Apa susahnya berhenti sesuai jarak aman dan tanpa mengagetkan pengemudi belakang anda?

Jarak aman tidak berlaku saat macet. Stop memberi jarak 30m saat macet parah atau antre di gerbang tol.
Itu namanya toleransi.
Mengerem saat kendaraan depan anda masih sangat amat jauh, luar biasa kekhawatiran dan paranoid anda padahal anda menyetir dengan kecepatan sangat lambat.

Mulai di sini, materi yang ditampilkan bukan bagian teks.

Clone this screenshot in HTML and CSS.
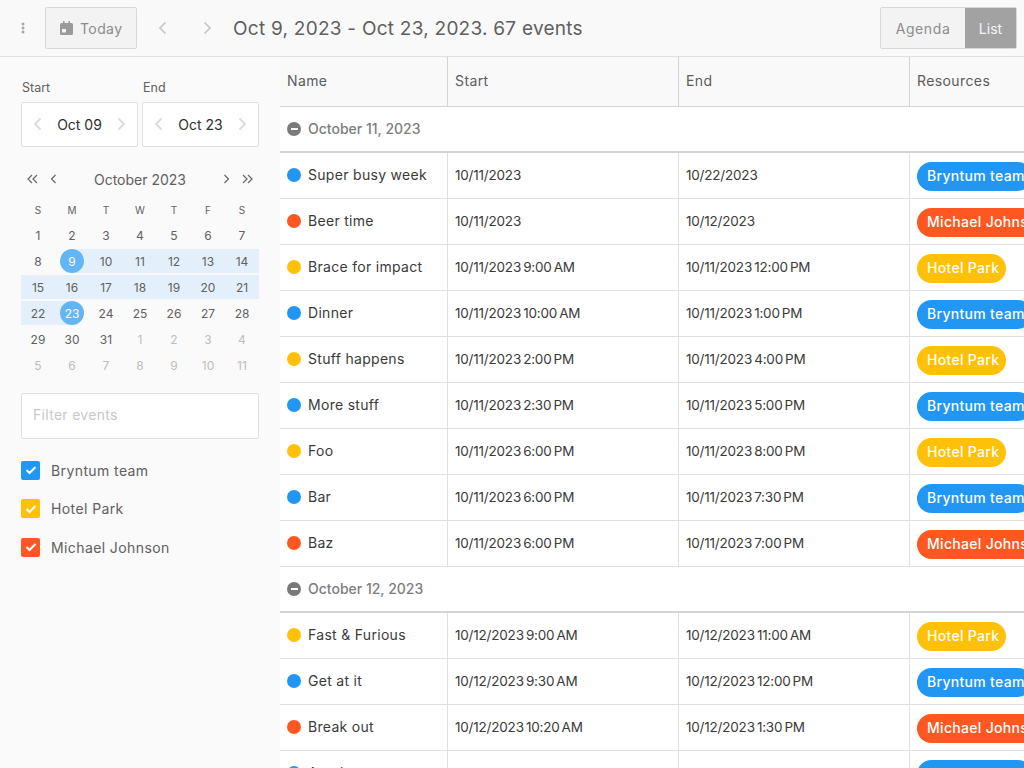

Lajur paling kanan di tol adalah untuk kendaraan sangat cepat dan untuk mendahului.
Bukan lajur leha-leha atau untuk belajaran.
Bukan lajur "Oh suka-suka gue dong mau pake lajur mana".
Bukan lajur milik nenek moyang anda
Bukan lajur "Bentar lagi telepon".
Juga bukan lajur dengan kecepatan di bawah 80km/jam.

Saat anda tidak bertoleransi seperti itu, yang terjadi adalah lajur kiri akan menjadi ajang balap Nascar.
Semua yang cepat akan memilih lajur kiri dan MENYALIP dari arah kiri.
Kebayang kan bahayanya?


Tidak ada yang namanya "Suka-suka gue dong mau lewat mana kek" walau jalanan itu yang bikin bapak atau diri anda sendiri sekalipun.
Jalanan itu milik umum dan milik semua orang dan seharusnya semua orang sadar diri.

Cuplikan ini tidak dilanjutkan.